=== Task to complete ===
Below are some records; repeat them all exactly, minus the pictures.

--- start Material for this task ---

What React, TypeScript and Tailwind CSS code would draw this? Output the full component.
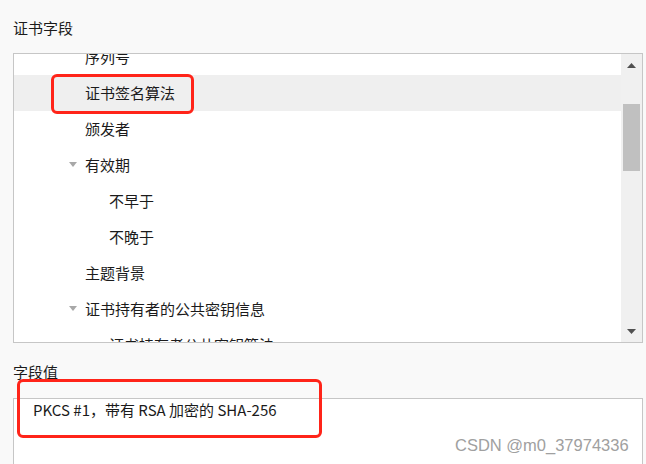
type Row = { label: string; level: 1 | 2; expander?: boolean; selected?: boolean }

const rows: Row[] = [
  { label: '序列号', level: 1 },
  { label: '证书签名算法', level: 1, selected: true },
  { label: '颁发者', level: 1 },
  { label: '有效期', level: 1, expander: true },
  { label: '不早于', level: 2 },
  { label: '不晚于', level: 2 },
  { label: '主题背景', level: 1 },
  { label: '证书持有者的公共密钥信息', level: 1, expander: true },
  { label: '证书持有者公共密钥算法', level: 2 },
]

function Caret({ dir, className }: { dir: 'up' | 'down'; className?: string }) {
  return (
    <svg width="9" height="5" viewBox="0 0 9 5" className={className}>
      {dir === 'up' ? <path d="M4.5 0 L9 5 L0 5 Z" fill="currentColor" /> : <path d="M0 0 L9 0 L4.5 5 Z" fill="currentColor" />}
    </svg>
  )
}

function TreeRow({ row }: { row: Row }) {
  return (
    <div className={`relative h-[36px] leading-[36px] ${row.selected ? 'bg-[#efefef]' : ''}`}>
      {row.expander && (
        <span className="absolute left-[55px] top-[15px] text-[#a8a8a8]">
          <svg width="8" height="5" viewBox="0 0 8 5" className="block">
            <path d="M0 0 L8 0 L4 5 Z" fill="currentColor" />
          </svg>
        </span>
      )}
      <span className={row.level === 1 ? 'pl-[71px]' : 'pl-[95px]'}>{row.label}</span>
    </div>
  )
}

export default function App() {
  return (
    <div className="relative w-[646px] h-[464px] overflow-hidden bg-[#f9f9f9] pl-[13px] text-[15px] text-[#1b1b1b] font-['Noto_Sans_CJK_SC','Microsoft_YaHei',sans-serif]">
      <div className="h-[53px] pt-[18px] leading-[20px]">证书字段</div>

      <div className="flex w-[630px] h-[290px] border border-[#c6c6c6] bg-white">
        <div className="flex-1 overflow-hidden">
          {/* list is scrolled down a little */}
          <div className="-mt-[15px]">
            {rows.map((row) => (
              <TreeRow key={row.label} row={row} />
            ))}
          </div>
        </div>
        <div className="flex w-[21px] flex-col items-center bg-[#f0f0f0] pt-[9px] pb-[8px]">
          <Caret dir="up" className="text-[#505050]" />
          <div className="mt-[36px] ml-[2px] mr-[1px] h-[67px] w-[17px] self-start bg-[#c0c0c0]" />
          <div className="flex-1" />
          <Caret dir="down" className="text-[#505050]" />
        </div>
      </div>

      <div className="h-[55px] pt-[19px] leading-[20px]">字段值</div>

      <div className="w-[630px] h-[80px] border border-[#c6c6c6] bg-white pl-[19px] pt-[1px] leading-[20px]">
        PKCS #1，带有 RSA 加密的 SHA-256
      </div>

      {/* annotations */}
      <div className="absolute left-[51px] top-[74px] w-[143px] h-[40px] rounded-[6px] border-[3px] border-[#ff2419]" />
      <div className="absolute left-[17px] top-[379px] w-[305px] h-[59px] rounded-[6px] border-[3px] border-[#ff2419]" />
      <div className="absolute left-[455px] top-[436px] text-[16.5px] leading-[18px] text-[#a0a0a0] font-['Liberation_Sans',sans-serif]">
        CSDN @m0_37974336
      </div>
    </div>
  )
}
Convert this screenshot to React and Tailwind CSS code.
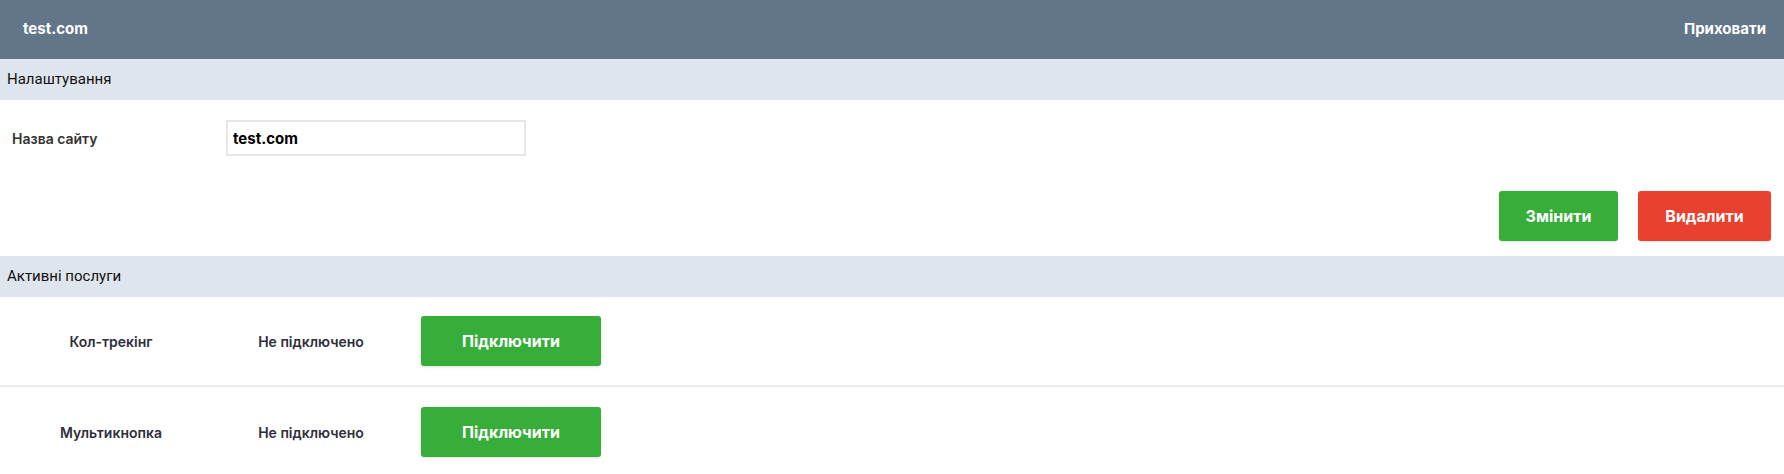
import React from "react";

const services = [
  { name: "Кол-трекінг", status: "Не підключено" },
  { name: "Мультикнопка", status: "Не підключено" },
];

function SectionBar({ children }) {
  return (
    <div className="h-[41px] bg-[#dfe5ec] flex items-center px-[7px] text-[15px] text-[#111]" style={{ fontFamily: '"Liberation Sans Narrow", Roboto, sans-serif' }}>
      {children}
    </div>
  );
}

export default function App() {
  return (
    <div className="w-full min-h-screen bg-white" style={{ fontFamily: 'Inter, Roboto, sans-serif' }}>
      <div className="h-[59px] bg-[#637589] flex items-center justify-between pl-[23px] pr-[18px] text-white font-bold text-[15px]">
        <span>test.com</span>
        <span>Приховати</span>
      </div>

      <SectionBar>Налаштування</SectionBar>

      <div className="pt-[20px] pb-[15px]">
        <div className="flex items-center h-[36px]">
          <div className="w-[226px] pl-[12px] text-[14px] font-semibold text-[#333]">Назва сайту</div>
          <input
            defaultValue="test.com"
            className="w-[300px] h-[36px] border-2 border-[#e6e6e6] px-[5px] text-[15px] font-bold text-black outline-none"
          />
        </div>
        <div className="mt-[35px] flex justify-end gap-[20px] pr-[13px]">
          <button className="w-[119px] h-[50px] rounded-[3px] bg-[#37ae3a] text-white font-bold text-[16px] shadow-sm">Змінити</button>
          <button className="w-[133px] h-[50px] rounded-[3px] bg-[#ea402f] text-white font-bold text-[16px] shadow-sm">Видалити</button>
        </div>
      </div>

      <SectionBar>Активні послуги</SectionBar>

      <div>
        {services.map((s, i) => (
          <div key={i} className={"h-[90px] flex items-center" + (i < services.length - 1 ? " border-b-2 border-[#ebebeb]" : "")}>
            <div className="w-[222px] text-center text-[14px] font-semibold text-[#2f2f3a]">{s.name}</div>
            <div className="w-[178px] text-center text-[14px] font-semibold text-[#2f2f3a]">{s.status}</div>
            <button className="ml-[21px] w-[180px] h-[50px] rounded-[3px] bg-[#37ae3a] text-white font-bold text-[16px] shadow-sm">Підключити</button>
          </div>
        ))}
      </div>
    </div>
  );
}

--- end Material for this task ---

=== Result ===
What React, TypeScript and Tailwind CSS code would draw this? Output the full component.
type Row = { label: string; level: 1 | 2; expander?: boolean; selected?: boolean }

const rows: Row[] = [
  { label: '序列号', level: 1 },
  { label: '证书签名算法', level: 1, selected: true },
  { label: '颁发者', level: 1 },
  { label: '有效期', level: 1, expander: true },
  { label: '不早于', level: 2 },
  { label: '不晚于', level: 2 },
  { label: '主题背景', level: 1 },
  { label: '证书持有者的公共密钥信息', level: 1, expander: true },
  { label: '证书持有者公共密钥算法', level: 2 },
]

function Caret({ dir, className }: { dir: 'up' | 'down'; className?: string }) {
  return (
    <svg width="9" height="5" viewBox="0 0 9 5" className={className}>
      {dir === 'up' ? <path d="M4.5 0 L9 5 L0 5 Z" fill="currentColor" /> : <path d="M0 0 L9 0 L4.5 5 Z" fill="currentColor" />}
    </svg>
  )
}

function TreeRow({ row }: { row: Row }) {
  return (
    <div className={`relative h-[36px] leading-[36px] ${row.selected ? 'bg-[#efefef]' : ''}`}>
      {row.expander && (
        <span className="absolute left-[55px] top-[15px] text-[#a8a8a8]">
          <svg width="8" height="5" viewBox="0 0 8 5" className="block">
            <path d="M0 0 L8 0 L4 5 Z" fill="currentColor" />
          </svg>
        </span>
      )}
      <span className={row.level === 1 ? 'pl-[71px]' : 'pl-[95px]'}>{row.label}</span>
    </div>
  )
}

export default function App() {
  return (
    <div className="relative w-[646px] h-[464px] overflow-hidden bg-[#f9f9f9] pl-[13px] text-[15px] text-[#1b1b1b] font-['Noto_Sans_CJK_SC','Microsoft_YaHei',sans-serif]">
      <div className="h-[53px] pt-[18px] leading-[20px]">证书字段</div>

      <div className="flex w-[630px] h-[290px] border border-[#c6c6c6] bg-white">
        <div className="flex-1 overflow-hidden">
          {/* list is scrolled down a little */}
          <div className="-mt-[15px]">
            {rows.map((row) => (
              <TreeRow key={row.label} row={row} />
            ))}
          </div>
        </div>
        <div className="flex w-[21px] flex-col items-center bg-[#f0f0f0] pt-[9px] pb-[8px]">
          <Caret dir="up" className="text-[#505050]" />
          <div className="mt-[36px] ml-[2px] mr-[1px] h-[67px] w-[17px] self-start bg-[#c0c0c0]" />
          <div className="flex-1" />
          <Caret dir="down" className="text-[#505050]" />
        </div>
      </div>

      <div className="h-[55px] pt-[19px] leading-[20px]">字段值</div>

      <div className="w-[630px] h-[80px] border border-[#c6c6c6] bg-white pl-[19px] pt-[1px] leading-[20px]">
        PKCS #1，带有 RSA 加密的 SHA-256
      </div>

      {/* annotations */}
      <div className="absolute left-[51px] top-[74px] w-[143px] h-[40px] rounded-[6px] border-[3px] border-[#ff2419]" />
      <div className="absolute left-[17px] top-[379px] w-[305px] h-[59px] rounded-[6px] border-[3px] border-[#ff2419]" />
      <div className="absolute left-[455px] top-[436px] text-[16.5px] leading-[18px] text-[#a0a0a0] font-['Liberation_Sans',sans-serif]">
        CSDN @m0_37974336
      </div>
    </div>
  )
}
Convert this screenshot to React and Tailwind CSS code.
import React from "react";

const services = [
  { name: "Кол-трекінг", status: "Не підключено" },
  { name: "Мультикнопка", status: "Не підключено" },
];

function SectionBar({ children }) {
  return (
    <div className="h-[41px] bg-[#dfe5ec] flex items-center px-[7px] text-[15px] text-[#111]" style={{ fontFamily: '"Liberation Sans Narrow", Roboto, sans-serif' }}>
      {children}
    </div>
  );
}

export default function App() {
  return (
    <div className="w-full min-h-screen bg-white" style={{ fontFamily: 'Inter, Roboto, sans-serif' }}>
      <div className="h-[59px] bg-[#637589] flex items-center justify-between pl-[23px] pr-[18px] text-white font-bold text-[15px]">
        <span>test.com</span>
        <span>Приховати</span>
      </div>

      <SectionBar>Налаштування</SectionBar>

      <div className="pt-[20px] pb-[15px]">
        <div className="flex items-center h-[36px]">
          <div className="w-[226px] pl-[12px] text-[14px] font-semibold text-[#333]">Назва сайту</div>
          <input
            defaultValue="test.com"
            className="w-[300px] h-[36px] border-2 border-[#e6e6e6] px-[5px] text-[15px] font-bold text-black outline-none"
          />
        </div>
        <div className="mt-[35px] flex justify-end gap-[20px] pr-[13px]">
          <button className="w-[119px] h-[50px] rounded-[3px] bg-[#37ae3a] text-white font-bold text-[16px] shadow-sm">Змінити</button>
          <button className="w-[133px] h-[50px] rounded-[3px] bg-[#ea402f] text-white font-bold text-[16px] shadow-sm">Видалити</button>
        </div>
      </div>

      <SectionBar>Активні послуги</SectionBar>

      <div>
        {services.map((s, i) => (
          <div key={i} className={"h-[90px] flex items-center" + (i < services.length - 1 ? " border-b-2 border-[#ebebeb]" : "")}>
            <div className="w-[222px] text-center text-[14px] font-semibold text-[#2f2f3a]">{s.name}</div>
            <div className="w-[178px] text-center text-[14px] font-semibold text-[#2f2f3a]">{s.status}</div>
            <button className="ml-[21px] w-[180px] h-[50px] rounded-[3px] bg-[#37ae3a] text-white font-bold text-[16px] shadow-sm">Підключити</button>
          </div>
        ))}
      </div>
    </div>
  );
}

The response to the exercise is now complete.